What will survive of us
Archivists need to preserve the present.
But which parts of it?
By Susie Mesure
What best sums up London in 2017? The uncertainty created by Brexit? The cost of housing and its impact on a generation priced out of the property market? The invisible threat of poisonous NOx fumes? Or something more upbeat, such as the capital’s newly acquired status as a global food hotspot?
The answer, of course, is all of the above and more. London, teeming and diverse, is hard to sum up. But what if you had to? What if future generations were counting on you to encapsulate the essence of London today so they could understand and even experience it for themselves?
“In a global city of 8.8 million people, deciding what to preserve is challenging,” says Alex Werner, lead curator for the new Museum of London, which is scheduled to re-open in 2022 in Smithfield. “The museum has changed: today we try to capture the zeitgeist, how things feel at the moment, as opposed to simply collecting things that are gone or worn out.”
He outlines two approaches to contemporary collecting: “The first is more reflective. With the passage of time, 10 or 15 years, you look back and decide if you’ve missed something really important. The second involves taking a decision about something that’s happening now and going for it. An obvious example was the 2012 Olympics. This was a big, important moment for London, so we acquired in a number of areas.”
Many of the items that wind up in the Museum of London’s permanent collection are the result of specific projects. A recent exhibition on the Crossrail tunnel featured a small plaster statue of Saint Barbara that once stood on one of the tunnellers’ entrances; it has since found a home in one of the museum’s galleries. “Every tunneller would touch the saint as they went in for luck: she is the patron saint of tunnels,” says Werner, who likes the “ephemeral object [for its] interesting emotional power”.
Superstition, the plaster statue seems to suggest, survives even in 21st-century London. Saint Barbara makes a connection between today’s tunnellers and those who kept and honoured the religious icons of the past.
John Davis, Associate Professor of Modern History at Queen’s College, Oxford, believes archivists should be trying to capture Londoners’ lifestyles – what we eat, think, and buy – aspects of collecting that he feels were overlooked in the 1960s, his area of specialism. “I would like to see them capture the totality of London life rather than just institutional records,” he says, wondering who, for example, is keeping track of restaurant menus, or the website londonist.com.
Jason Webber, who is responsible for web archiving at the British Library, assures me that the whole londonist.com site is archived monthly, and the listings page daily, describing its features and guides to all aspects of life in London as a “superb resource”. In addition, the British Library “sends out robots” once a year which attempt to download as many UK websites as they can identify. Anything with a .uk domain name and anything on a UK server is stored – up to two billion items every year, including many about London.

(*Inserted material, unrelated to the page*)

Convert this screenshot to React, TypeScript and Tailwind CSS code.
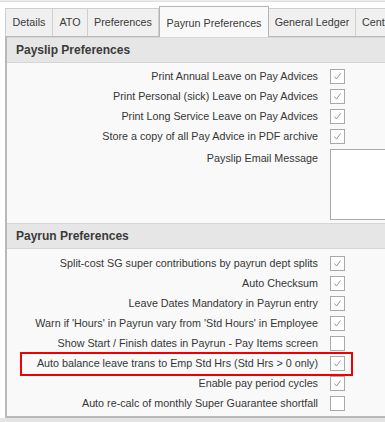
import React from "react";

const font = { fontFamily: '"Liberation Sans", Arial, sans-serif' };

interface TabProps {
  label: string;
  width: string;
  active?: boolean;
}

const Tab: React.FC<TabProps> = ({ label, width, active }) =>
  active ? (
    <div
      className={`${width} h-[31px] -mb-px z-10 flex items-center justify-center border border-b-0 border-[#b4b4b4] bg-[#f9f9f9] text-[10.75px] text-[#3a3a3a] pt-[3px]`}
    >
      {label}
    </div>
  ) : (
    <div
      className={`${width} h-[28px] flex items-center justify-center border-t border-r border-[#cfcfcf] bg-[#f0f0f0] text-[10.75px] text-[#3a3a3a] whitespace-nowrap overflow-hidden`}
    >
      {label}
    </div>
  );

const Check: React.FC<{ checked?: boolean }> = ({ checked }) => (
  <div className="w-[15px] h-[15px] border border-[#a9a9a9] bg-white flex items-center justify-center">
    {checked && (
      <svg width="9" height="9" viewBox="0 0 9 9">
        <path d="M1.5 4.5 L3.5 7 L7.5 1.5" fill="none" stroke="#9a9a9a" strokeWidth="1" />
      </svg>
    )}
  </div>
);

const Row: React.FC<{ label: string; checked?: boolean; highlight?: boolean }> = ({
  label,
  checked,
  highlight,
}) => (
  <div className="relative h-[20px] flex items-center">
    <div className="flex-1 text-right pr-[12px] text-[10.75px] text-[#363636] whitespace-nowrap">
      {label}
    </div>
    <div className="w-[55px] flex items-center">
      <Check checked={checked} />
    </div>
    {highlight && (
      <div className="absolute left-[13px] right-[32px] top-[-1px] bottom-[-3px] border-2 border-[#f00000]" />
    )}
  </div>
);

const SectionHeader: React.FC<{ title: string }> = ({ title }) => (
  <div className="h-[26px] flex items-center pl-[9px] bg-[#e6e6e6] border-t border-b border-[#d6d6d6] text-[12px] font-bold text-[#3a3a3a]">
    {title}
  </div>
);

export default function App() {
  const payslip = [
    { label: "Print Annual Leave on Pay Advices", checked: true },
    { label: "Print Personal (sick) Leave on Pay Advices", checked: true },
    { label: "Print Long Service Leave on Pay Advices", checked: true },
    { label: "Store a copy of all Pay Advice in PDF archive", checked: true },
  ];

  const payrun = [
    { label: "Split-cost SG super contributions by payrun dept splits", checked: true },
    { label: "Auto Checksum", checked: true },
    { label: "Leave Dates Mandatory in Payrun entry", checked: true },
    { label: "Warn if 'Hours' in Payrun vary from 'Std Hours' in Employee", checked: true },
    { label: "Show Start / Finish dates in Payrun - Pay Items screen", checked: false },
    { label: "Auto balance leave trans to Emp Std Hrs (Std Hrs > 0 only)", checked: true, highlight: true },
    { label: "Enable pay period cycles", checked: true },
    { label: "Auto re-calc of monthly Super Guarantee shortfall", checked: false },
  ];

  return (
    <div className="w-[385px] h-[422px] bg-white overflow-hidden flex flex-col" style={font}>
      <div className="h-[2px] bg-[#ececec] border-b border-[#e0e0e0]" />
      <div className="h-[4px]" />

      {/* Tabs */}
      <div className="flex items-end pl-[5px] h-[30px]">
        <div className="flex items-end border-l border-[#cfcfcf]">
          <Tab label="Details" width="w-[47px]" />
          <Tab label="ATO" width="w-[35px]" />
          <Tab label="Preferences" width="w-[71px]" />
        </div>
        <Tab label="Payrun Preferences" width="w-[110px]" active />
        <Tab label="General Ledger" width="w-[87px]" />
        <div className="flex-1 h-[28px] flex items-center pl-[6px] border-t border-[#cfcfcf] bg-[#f0f0f0] text-[10.75px] text-[#3a3a3a] whitespace-nowrap overflow-hidden">
          Cent
        </div>
      </div>

      {/* Panel */}
      <div className="ml-[5px] h-[382px] border-l-2 border-t border-b-2 border-[#b9b9b9] bg-[#f9f9f9] flex flex-col">
        <SectionHeader title="Payslip Preferences" />
        <div className="pt-[3px]">
          {payslip.map((r) => (
            <Row key={r.label} label={r.label} checked={r.checked} />
          ))}
          <div className="flex items-start mt-[3px]">
            <div className="flex-1 text-right pr-[12px] text-[10.75px] text-[#363636] pt-[1px]">
              Payslip Email Message
            </div>
            <div className="w-[55px] h-[71px] border-l border-t border-b border-[#aaaaaa] bg-white" />
          </div>
        </div>
        <div className="h-[3px]" />
        <SectionHeader title="Payrun Preferences" />
        <div className="pt-[4px]">
          {payrun.map((r) => (
            <Row key={r.label} label={r.label} checked={r.checked} highlight={r.highlight} />
          ))}
        </div>
      </div>
      <div className="flex-1 bg-[#e4e4e4]" />
    </div>
  );
}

The idea is to replicate online what the British Library (one of six legal deposit libraries in the UK) does with offline materials, although Webber is aware that “we almost certainly miss quite a lot. We don’t even really know how much we don’t have.” The British Library has saved websites “on a small and selective basis” since 2004, but increased its digital activity in 2013, following legislation enabling it to archive and display in its reading rooms any material published online. “These websites are the letters, the journals, the newspapers, and the shop windows of our time.”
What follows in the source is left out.